# SET PROBLEM
Show each line that has the string "this" in it.

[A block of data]
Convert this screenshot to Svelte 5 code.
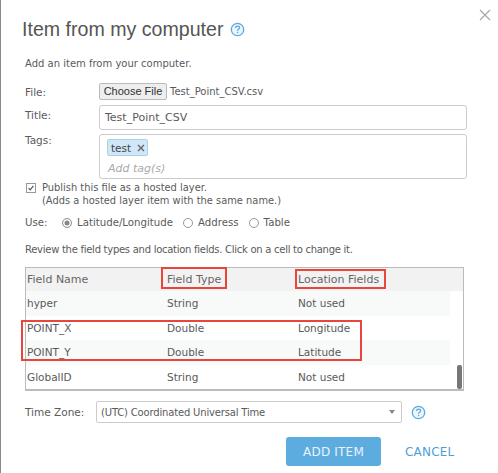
<script>
  const rows = [
    { name: "hyper", type: "String", loc: "Not used" },
    { name: "POINT_X", type: "Double", loc: "Longitude" },
    { name: "POINT_Y", type: "Double", loc: "Latitude" },
    { name: "GlobalID", type: "String", loc: "Not used" }
  ];
  const useOptions = ["Latitude/Longitude", "Address", "Table"];
</script>

{#snippet help(cls)}
  <svg class={cls} viewBox="0 0 16 16" aria-hidden="true">
    <circle cx="8" cy="8" r="6.6" fill="#eef6fc" stroke="#5ea9dd" stroke-width="1.4" />
    <path d="M5.9 6.3c0-1.3 1-2 2.2-2s2.1.7 2.1 1.8c0 1.6-2.2 1.6-2.2 3.3" fill="none" stroke="#5ea9dd" stroke-width="1.4" />
    <rect x="7.3" y="10.4" width="1.5" height="1.5" fill="#5ea9dd" />
  </svg>
{/snippet}

<div class="dialog">
  <button class="close" aria-label="Close">
    <svg viewBox="0 0 12 12"><path d="M1 1l10 10M11 1L1 11" stroke="#a8a8a8" stroke-width="1.2" fill="none" /></svg>
  </button>

  <h1>Item from my computer {@render help("help-title")}</h1>
  <p class="intro">Add an item from your computer.</p>

  <div class="form-row file-row">
    <span class="label">File:</span>
    <span class="choose">Choose File</span>
    <span class="filename">Test_Point_CSV.csv</span>
  </div>
  <div class="form-row title-row">
    <span class="label">Title:</span>
    <div class="input">Test_Point_CSV</div>
  </div>
  <div class="form-row tags-row">
    <span class="label">Tags:</span>
    <div class="input tags">
      <span class="tag">test <svg class="tag-x" viewBox="0 0 8 8"><path d="M1 1l6 6M7 1L1 7" stroke="#666" stroke-width="1.4" fill="none" /></svg></span>
      <span class="placeholder">Add tag(s)</span>
    </div>
  </div>

  <div class="publish">
    <span class="checkbox">
      <svg viewBox="0 0 10 10"><path d="M2 5.2l2 2.2 4-5" fill="none" stroke="#555" stroke-width="1.5" /></svg>
    </span>
    <span>Publish this file as a hosted layer.<br />(Adds a hosted layer item with the same name.)</span>
  </div>

  <div class="use">
    <span class="use-label">Use:</span>
    {#each useOptions as opt, i}
      <span class="radio-opt">
        <span class="radio" class:on={i === 0}></span>{opt}
      </span>
    {/each}
  </div>

  <p class="review">Review the field types and location fields. Click on a cell to change it.</p>

  <div class="table">
    <div class="thead">
      <span>Field Name</span><span>Field Type</span><span>Location Fields</span>
    </div>
    {#each rows as row, i}
      <div class="row" class:alt={i % 2 === 0}>
        <span>{row.name}</span><span>{row.type}</span><span>{row.loc}</span>
      </div>
    {/each}
    <div class="thumb"></div>
    <div class="mark mark-type"></div>
    <div class="mark mark-loc"></div>
    <div class="mark mark-rows"></div>
  </div>

  <div class="tz">
    <span class="tz-label">Time Zone:</span>
    <div class="select">
      <span>(UTC) Coordinated Universal Time</span>
      <span class="caret"></span>
    </div>
    {@render help("help-tz")}
  </div>

  <div class="actions">
    <button class="add">ADD ITEM</button>
    <button class="cancel">CANCEL</button>
  </div>
</div>

<style>
  :global(body) {
    margin: 0;
    background: #fff;
  }
  .dialog {
    position: relative;
    box-sizing: border-box;
    width: 498px;
    height: 473px;
    padding: 0 0 0 24px;
    border-left: 1px solid #8a8a8a;
    background: #fff;
    color: #5a5a5a;
    font-family: "DejaVu Sans", sans-serif;
    font-size: 10.5px;
    overflow: hidden;
  }
  .close {
    position: absolute;
    top: 9px;
    right: 7px;
    width: 12px;
    height: 12px;
    padding: 0;
    border: 0;
    background: none;
  }
  .close svg {
    display: block;
  }
  h1 {
    margin: 0 0 0 -3px;
    padding-top: 15px;
    height: 28px;
    line-height: 28px;
    font-family: "Liberation Sans", sans-serif;
    font-size: 19.6px;
    font-weight: 400;
    color: #555;
    display: flex;
    align-items: center;
    gap: 7px;
  }
  .help-title {
    width: 15px;
    height: 15px;
  }
  .intro {
    margin: 14px 0 0;
    height: 13px;
    line-height: 13px;
    font-size: 10px;
  }
  .form-row {
    display: flex;
  }
  .label {
    width: 74px;
    flex: none;
  }
  .file-row {
    margin-top: 13px;
    align-items: center;
    height: 17px;
  }
  .choose {
    box-sizing: border-box;
    width: 68px;
    height: 17px;
    line-height: 15px;
    text-align: center;
    border: 1px solid #bbb;
    border-radius: 2px;
    background: #eee;
    font-family: "Liberation Sans", sans-serif;
    font-size: 11px;
    color: #333;
  }
  .filename {
    margin-left: 3px;
    font-size: 10px;
  }
  .input {
    box-sizing: border-box;
    width: 368px;
    border: 1px solid #ccc;
    border-radius: 3px;
    background: #fff;
  }
  .title-row {
    margin-top: 5px;
  }
  .title-row .label {
    padding-top: 4px;
  }
  .title-row .input {
    height: 25px;
    line-height: 23px;
    padding-left: 5px;
    font-size: 11px;
  }
  .tags-row {
    margin-top: 4px;
  }
  .tags {
    height: 45px;
    padding: 4px 7px;
    display: flex;
    flex-direction: column;
    align-items: flex-start;
  }
  .tag {
    box-sizing: border-box;
    display: flex;
    align-items: center;
    flex: none;
    height: 17px;
    padding: 0 2px 0 3px;
    border: 1px solid #a9d2ee;
    border-radius: 2px;
    background: #cfe7f7;
    font-size: 10.5px;
    color: #444;
  }
  .tag-x {
    width: 8px;
    height: 8px;
    margin-left: 6px;
  }
  .placeholder {
    margin: 6px 0 0 1px;
    font-style: italic;
    font-size: 11px;
    color: #aaa;
  }
  .publish {
    display: flex;
    margin-top: 2px;
    line-height: 13px;
    font-size: 9.9px;
  }
  .checkbox {
    box-sizing: border-box;
    width: 10px;
    height: 10px;
    margin: 2px 6px 0 1px;
    border: 1px solid #999;
    flex: none;
  }
  .checkbox svg {
    display: block;
  }
  .use {
    display: flex;
    align-items: center;
    margin-top: 9px;
    height: 13px;
    font-size: 10.2px;
  }
  .use-label {
    width: 37px;
  }
  .radio-opt {
    display: flex;
    align-items: center;
    margin-right: 10px;
  }
  .radio {
    box-sizing: border-box;
    width: 10px;
    height: 10px;
    margin-right: 5px;
    border: 1px solid #999;
    border-radius: 50%;
  }
  .radio.on {
    background: #888;
    box-shadow: inset 0 0 0 1.5px #fff;
  }
  .review {
    margin: 14px 0 0;
    height: 13px;
    line-height: 13px;
    font-size: 10px;
    letter-spacing: -0.27px;
  }
  .table {
    position: relative;
    box-sizing: border-box;
    width: 439px;
    height: 124px;
    margin-top: 11px;
    border: 1px solid #bbb;
    border-bottom-width: 2px;
  }
  .thead,
  .row {
    display: grid;
    grid-template-columns: 140px 131px 1fr;
    align-items: center;
    padding-left: 1px;
  }
  .thead {
    height: 23px;
    background: #f2f2f2;
    font-size: 11px;
    color: #666;
  }
  .row {
    width: 423px;
    height: 24.5px;
  }
  .row.alt {
    background: #f8f9f9;
  }
  .thumb {
    position: absolute;
    right: 1px;
    bottom: 0;
    width: 5px;
    height: 24px;
    border-radius: 2px;
    background: #777;
  }
  .mark {
    position: absolute;
    box-sizing: border-box;
    border: 2px solid #e8453c;
  }
  .mark-type {
    left: 135px;
    top: -1px;
    width: 66px;
    height: 22px;
  }
  .mark-loc {
    left: 269px;
    top: 1px;
    width: 91px;
    height: 20px;
  }
  .mark-rows {
    left: -5px;
    top: 52px;
    width: 341px;
    height: 41px;
  }
  .tz {
    display: flex;
    align-items: center;
    margin-top: 10px;
    height: 22px;
  }
  .tz-label {
    width: 71px;
    flex: none;
  }
  .select {
    box-sizing: border-box;
    width: 306px;
    height: 22px;
    padding: 0 6px 0 4px;
    display: flex;
    align-items: center;
    justify-content: space-between;
    border: 1px solid #ccc;
    border-radius: 2px;
    font-size: 10px;
    letter-spacing: -0.17px;
  }
  .caret {
    border: 3.5px solid transparent;
    border-top: 4px solid #888;
    border-bottom: 0;
  }
  .help-tz {
    width: 15px;
    height: 15px;
    margin-left: 9px;
  }
  .actions {
    display: flex;
    align-items: center;
    margin-top: 14px;
    margin-left: 261px;
  }
  .actions button {
    font-family: "DejaVu Sans", sans-serif;
    font-size: 12px;
    letter-spacing: 0.2px;
    border: 0;
    padding: 0;
  }
  .add {
    width: 95px;
    height: 29px;
    border-radius: 3px;
    background: #5dacdf;
    color: #e8f4fb;
  }
  .cancel {
    margin-left: 24px;
    background: none;
    color: #4f9fd6;
  }
</style>
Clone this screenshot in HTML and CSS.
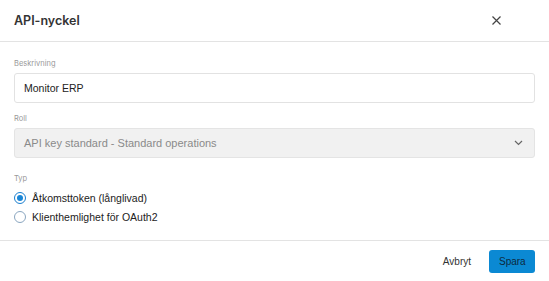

# EXPECTED ANSWER
Convert this screenshot to Svelte 5 code.
    <span>Publish this file as a hosted layer.<br />(Adds a hosted layer item with the same name.)</span>
Clone this screenshot in HTML and CSS.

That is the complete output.